Previously I had been operating under the reasoning that this sort of thing mostly applied to parents and minors, but it turns out that actually society needs a mommy and daddy to make choices for it, too.
When left to our own devices, as adults we’ve made a pig’s breakfast of the coronavirus pandemic. Look at the state of things! And do you know what the problem is? It’s that quite clearly a large number of adults simply can’t be bothered to make good decisions. Whether it’s because they’re too immature, too uneducated, or too selfish is up for discussion, but it’s also irrelevant. Regardless of the reasons, the result is still that people have allowed this pandemic to get out of hand because they are not making smart choices.
So, I guess we’ll have to do the same thing to grown-ups as we’ve been doing to children. Since adults can’t seem to comprehend that their actions have consequences that may not directly effect themselves, but are nevertheless harmful to those around them, we’ll just have to have the playground monitor step in and nip things in the bud. The coronavirus vaccine, and to a larger extent all vaccinations deemed safe by the relevant medical and scientific authorities, are going to have to become mandatory.
In the meantime, while that legislation is dying in congress, it’s going to be up to the rest of us to get vaccinated as soon as possible.
It doesn’t stop there though. As I mentioned, this applies to all vaccines.
As responsible adults, let’s take this pandemic as a learning opportunity. Where previously we thought about “me” in every case of contagious illness, let’s start thinking about those around us as well.

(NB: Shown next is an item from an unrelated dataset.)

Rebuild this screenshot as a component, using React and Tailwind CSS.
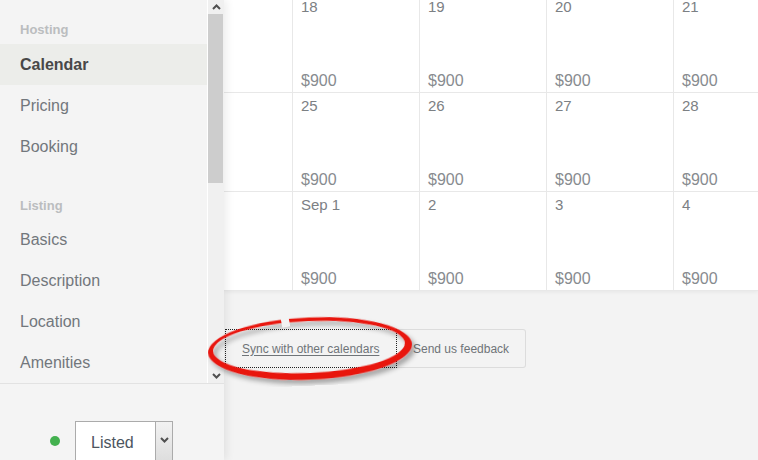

This pandemic got out of hand because we were applying the same old selfish reasoning we’ve been accustomed to to a new and deadlier disease. “If it’s not going to kill me then it isn’t a problem and I’ll just get through it.” While this stoicism may have seemed wonderful a year ago, it is clear now that this was a mistake. Every time we allow ourselves to spread an illness, we are being harmful. Perhaps only very slightly in a direct sense, but the nature of contagion means one direct interaction will lead to many indirect interactions, and so on, and so on …
We all acknowledge that the coronavirus is more deadly than other diseases, which is why it is so dire. That sense of urgency makes it easier for most of us to simply accept that getting the vaccination helps us to not only protect ourselves from the virus, but to contain its spread and thereby to prevent others who are vulnerable from dealing with more serious — in many cases dire — consequences.
I propose that we extend that reasoning to all the other vaccinations we may have been skipping based on faulty logic simply because they only prevented illnesses that, to us individually, were less drastic. As we can see from the pandemic, this thinking means we increase the spread, and every increase in the infection means a higher likelihood that it will reach someone who may not be as able to deal with the illness as we are ourselves.
So yeah, I’m scheduling an appointment to go get a flu shot. Overall, it’ll probably eat up about two hours of my life. It’s annoying and I hate it but I can’t sit here and be internally inconsistent in my philosophy.
The flu isn’t going to kill me. If I catch it and spread it though, it might well kill someone else. Two hours of my time seems a reasonable exchange for the tiny contribution to the reduction of harm that the spread of influenza would cause if I weren’t otherwise vaccinated — not to mention the reduction to my own annoyance should I manage to contract it.
Thus, I’m getting the vaccination not because I think it’s virtuous but because knowing what I know now, everybody benefits from that decision, and so doing it is kind of a no-brainer.
I encourage you to get yours as well. Because again, if we all take some small steps to reduce the spread of diseases, we can make things better for everyone, not just ourselves. That’s what society is all about, right?